Pages as source code
::::::::

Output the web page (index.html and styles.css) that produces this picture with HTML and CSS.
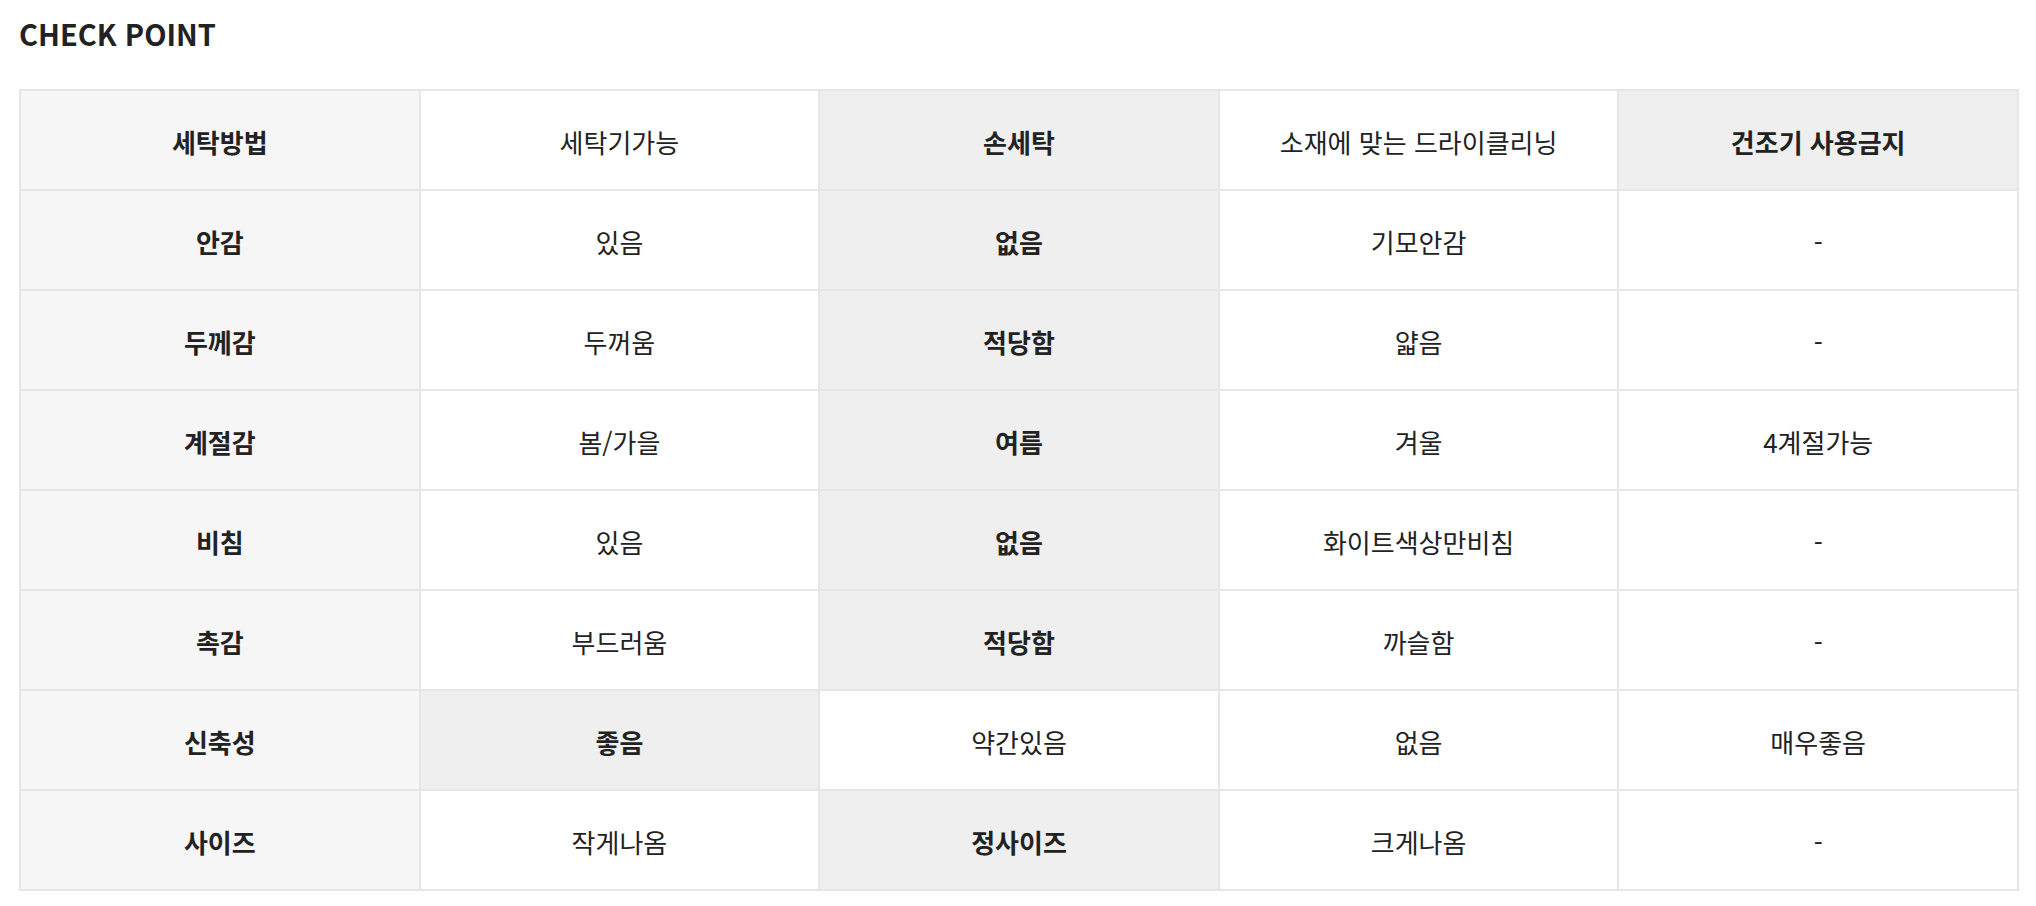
FILE: index.html
```html
<!DOCTYPE html>
<html lang="ko">
<head>
<meta charset="utf-8">
<link rel="stylesheet" href="styles.css">
</head>
<body>
<div class="wrap">
  <h2 class="title">CHECK POINT</h2>
  <table class="check">
    <colgroup><col><col><col><col><col></colgroup>
    <tbody>
      <tr><th>세탁방법</th><td>세탁기가능</td><td class="on">손세탁</td><td>소재에 맞는 드라이클리닝</td><td class="on">건조기 사용금지</td></tr>
      <tr><th>안감</th><td>있음</td><td class="on">없음</td><td>기모안감</td><td>-</td></tr>
      <tr><th>두께감</th><td>두꺼움</td><td class="on">적당함</td><td>얇음</td><td>-</td></tr>
      <tr><th>계절감</th><td>봄/가을</td><td class="on">여름</td><td>겨울</td><td>4계절가능</td></tr>
      <tr><th>비침</th><td>있음</td><td class="on">없음</td><td>화이트색상만비침</td><td>-</td></tr>
      <tr><th>촉감</th><td>부드러움</td><td class="on">적당함</td><td>까슬함</td><td>-</td></tr>
      <tr><th>신축성</th><td class="on">좋음</td><td>약간있음</td><td>없음</td><td>매우좋음</td></tr>
      <tr><th>사이즈</th><td>작게나옴</td><td class="on">정사이즈</td><td>크게나옴</td><td>-</td></tr>
    </tbody>
  </table>
</div>
</body>
</html>
```

FILE: styles.css
```css
html, body {
  margin: 0;
  background: #fff;
}
body {
  font-family: "Noto Sans CJK KR", "Noto Sans", sans-serif;
  color: #222;
}
.wrap {
  padding: 0 17px 0 19px;
}
.title {
  margin: 0;
  padding-top: 11px;
  height: 89px;
  box-sizing: border-box;
  font-size: 29px;
  line-height: 44px;
  font-weight: 700;
}
.check {
  width: 2000px;
  border-collapse: collapse;
  table-layout: fixed;
  border: 2px solid #e6e6e6;
}
.check th, .check td {
  height: 100px;
  padding: 4px 0 0;
  box-sizing: border-box;
  border: 2px solid #e6e6e6;
  text-align: center;
  vertical-align: middle;
  font-size: 26px;
  line-height: 36px;
  color: #222;
}
.check th {
  background: #f6f6f6;
  font-weight: 700;
}
.check td {
  font-weight: 400;
  background: #fff;
}
.check td.on {
  background: #efefef;
  font-weight: 700;
}
```
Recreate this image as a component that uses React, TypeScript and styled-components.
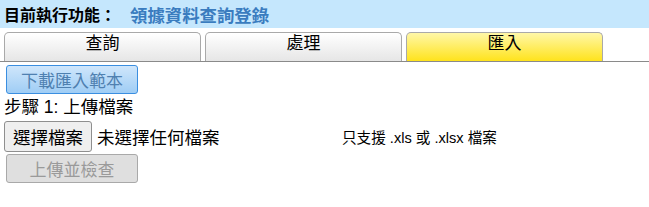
import React from "react";
import styled, { createGlobalStyle } from "styled-components";

const Global = createGlobalStyle`
  html, body { margin: 0; padding: 0; background: #fff; }
  body {
    font-family: "Liberation Sans", "Noto Sans CJK TC", sans-serif;
    font-size: 17px;
    color: #000;
  }
`;

const Header = styled.div`
  height: 28px;
  background: #c5e7fd;
  display: flex;
  align-items: center;
  padding-left: 4px;
  font-weight: bold;
  font-size: 16px;
`;

const Current = styled.span`
  color: #3a7cbf;
  margin-left: 14px;
  font-size: 17.4px;
`;

const Tabs = styled.div`
  display: flex;
  gap: 4px;
  padding: 4px 0 0 4px;
  border-bottom: 1px solid #8a8a8a;
`;

const Tab = styled.div<{ $active?: boolean }>`
  width: 197px;
  height: 29px;
  box-sizing: border-box;
  border: 1px solid #a9a9a9;
  border-bottom: none;
  border-radius: 5px 5px 0 0;
  background: ${(p) =>
    p.$active
      ? "linear-gradient(#fff7a8, #ffe31c)"
      : "linear-gradient(#ffffff, #e6e6e6)"};
  display: flex;
  justify-content: center;
  line-height: 22px;
  font-size: 17px;
`;

const Body = styled.div`
  padding: 3px 0 0 4px;
  display: flex;
  flex-direction: column;
  align-items: flex-start;
`;

const BlueButton = styled.button`
  margin-left: 2px;
  width: 132px;
  height: 29px;
  border: 1px solid #3a8ee0;
  border-radius: 3px;
  background: linear-gradient(#cfe6fb, #9fcdf5);
  color: #4f80b0;
  font-family: inherit;
  font-size: 17px;
  padding: 0;
`;

const Step = styled.div`
  margin-top: 1px;
  line-height: 24px;
  font-size: 17.5px;
`;

const FileRow = styled.div`
  display: flex;
  align-items: center;
  margin-top: 2px;
  width: 100%;
`;

const FileButton = styled.button`
  height: 31px;
  width: 88px;
  border: 1px solid #8f8f8f;
  border-radius: 3px;
  background: #efefef;
  font-family: inherit;
  font-size: 17.5px;
  color: #000;
  padding: 0;
`;

const FileName = styled.span`
  margin-left: 5px;
  width: 245px;
  font-size: 17.5px;
`;

const Hint = styled.span`
  font-size: 14.6px;
`;

const DisabledButton = styled.button`
  margin: 2px 0 0 2px;
  width: 132px;
  height: 29px;
  border: 1px solid #a9a9a9;
  border-radius: 3px;
  background: #dfdfdf;
  color: #9a9a9a;
  font-family: inherit;
  font-size: 17px;
  padding: 0;
`;

export default function App() {
  return (
    <>
      <Global />
      <Header>
        目前執行功能：<Current>領據資料查詢登錄</Current>
      </Header>
      <Tabs>
        <Tab>查詢</Tab>
        <Tab>處理</Tab>
        <Tab $active>匯入</Tab>
      </Tabs>
      <Body>
        <BlueButton>下載匯入範本</BlueButton>
        <Step>步驟 1: 上傳檔案</Step>
        <FileRow>
          <FileButton>選擇檔案</FileButton>
          <FileName>未選擇任何檔案</FileName>
          <Hint>只支援 .xls 或 .xlsx 檔案</Hint>
        </FileRow>
        <DisabledButton disabled>上傳並檢查</DisabledButton>
      </Body>
    </>
  );
}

::::::::

● The problem:
Each line of the material must be retyped exactly, except that images are omitted.

● Full output:
Output the web page (index.html and styles.css) that produces this picture with HTML and CSS.
FILE: index.html
```html
<!DOCTYPE html>
<html lang="ko">
<head>
<meta charset="utf-8">
<link rel="stylesheet" href="styles.css">
</head>
<body>
<div class="wrap">
  <h2 class="title">CHECK POINT</h2>
  <table class="check">
    <colgroup><col><col><col><col><col></colgroup>
    <tbody>
      <tr><th>세탁방법</th><td>세탁기가능</td><td class="on">손세탁</td><td>소재에 맞는 드라이클리닝</td><td class="on">건조기 사용금지</td></tr>
      <tr><th>안감</th><td>있음</td><td class="on">없음</td><td>기모안감</td><td>-</td></tr>
      <tr><th>두께감</th><td>두꺼움</td><td class="on">적당함</td><td>얇음</td><td>-</td></tr>
      <tr><th>계절감</th><td>봄/가을</td><td class="on">여름</td><td>겨울</td><td>4계절가능</td></tr>
      <tr><th>비침</th><td>있음</td><td class="on">없음</td><td>화이트색상만비침</td><td>-</td></tr>
      <tr><th>촉감</th><td>부드러움</td><td class="on">적당함</td><td>까슬함</td><td>-</td></tr>
      <tr><th>신축성</th><td class="on">좋음</td><td>약간있음</td><td>없음</td><td>매우좋음</td></tr>
      <tr><th>사이즈</th><td>작게나옴</td><td class="on">정사이즈</td><td>크게나옴</td><td>-</td></tr>
    </tbody>
  </table>
</div>
</body>
</html>
```

FILE: styles.css
```css
html, body {
  margin: 0;
  background: #fff;
}
body {
  font-family: "Noto Sans CJK KR", "Noto Sans", sans-serif;
  color: #222;
}
.wrap {
  padding: 0 17px 0 19px;
}
.title {
  margin: 0;
  padding-top: 11px;
  height: 89px;
  box-sizing: border-box;
  font-size: 29px;
  line-height: 44px;
  font-weight: 700;
}
.check {
  width: 2000px;
  border-collapse: collapse;
  table-layout: fixed;
  border: 2px solid #e6e6e6;
}
.check th, .check td {
  height: 100px;
  padding: 4px 0 0;
  box-sizing: border-box;
  border: 2px solid #e6e6e6;
  text-align: center;
  vertical-align: middle;
  font-size: 26px;
  line-height: 36px;
  color: #222;
}
.check th {
  background: #f6f6f6;
  font-weight: 700;
}
.check td {
  font-weight: 400;
  background: #fff;
}
.check td.on {
  background: #efefef;
  font-weight: 700;
}
```
Recreate this image as a component that uses React, TypeScript and styled-components.
import React from "react";
import styled, { createGlobalStyle } from "styled-components";

const Global = createGlobalStyle`
  html, body { margin: 0; padding: 0; background: #fff; }
  body {
    font-family: "Liberation Sans", "Noto Sans CJK TC", sans-serif;
    font-size: 17px;
    color: #000;
  }
`;

const Header = styled.div`
  height: 28px;
  background: #c5e7fd;
  display: flex;
  align-items: center;
  padding-left: 4px;
  font-weight: bold;
  font-size: 16px;
`;

const Current = styled.span`
  color: #3a7cbf;
  margin-left: 14px;
  font-size: 17.4px;
`;

const Tabs = styled.div`
  display: flex;
  gap: 4px;
  padding: 4px 0 0 4px;
  border-bottom: 1px solid #8a8a8a;
`;

const Tab = styled.div<{ $active?: boolean }>`
  width: 197px;
  height: 29px;
  box-sizing: border-box;
  border: 1px solid #a9a9a9;
  border-bottom: none;
  border-radius: 5px 5px 0 0;
  background: ${(p) =>
    p.$active
      ? "linear-gradient(#fff7a8, #ffe31c)"
      : "linear-gradient(#ffffff, #e6e6e6)"};
  display: flex;
  justify-content: center;
  line-height: 22px;
  font-size: 17px;
`;

const Body = styled.div`
  padding: 3px 0 0 4px;
  display: flex;
  flex-direction: column;
  align-items: flex-start;
`;

const BlueButton = styled.button`
  margin-left: 2px;
  width: 132px;
  height: 29px;
  border: 1px solid #3a8ee0;
  border-radius: 3px;
  background: linear-gradient(#cfe6fb, #9fcdf5);
  color: #4f80b0;
  font-family: inherit;
  font-size: 17px;
  padding: 0;
`;

const Step = styled.div`
  margin-top: 1px;
  line-height: 24px;
  font-size: 17.5px;
`;

const FileRow = styled.div`
  display: flex;
  align-items: center;
  margin-top: 2px;
  width: 100%;
`;

const FileButton = styled.button`
  height: 31px;
  width: 88px;
  border: 1px solid #8f8f8f;
  border-radius: 3px;
  background: #efefef;
  font-family: inherit;
  font-size: 17.5px;
  color: #000;
  padding: 0;
`;

const FileName = styled.span`
  margin-left: 5px;
  width: 245px;
  font-size: 17.5px;
`;

const Hint = styled.span`
  font-size: 14.6px;
`;

const DisabledButton = styled.button`
  margin: 2px 0 0 2px;
  width: 132px;
  height: 29px;
  border: 1px solid #a9a9a9;
  border-radius: 3px;
  background: #dfdfdf;
  color: #9a9a9a;
  font-family: inherit;
  font-size: 17px;
  padding: 0;
`;

export default function App() {
  return (
    <>
      <Global />
      <Header>
        目前執行功能：<Current>領據資料查詢登錄</Current>
      </Header>
      <Tabs>
        <Tab>查詢</Tab>
        <Tab>處理</Tab>
        <Tab $active>匯入</Tab>
      </Tabs>
      <Body>
        <BlueButton>下載匯入範本</BlueButton>
        <Step>步驟 1: 上傳檔案</Step>
        <FileRow>
          <FileButton>選擇檔案</FileButton>
          <FileName>未選擇任何檔案</FileName>
          <Hint>只支援 .xls 或 .xlsx 檔案</Hint>
        </FileRow>
        <DisabledButton disabled>上傳並檢查</DisabledButton>
      </Body>
    </>
  );
}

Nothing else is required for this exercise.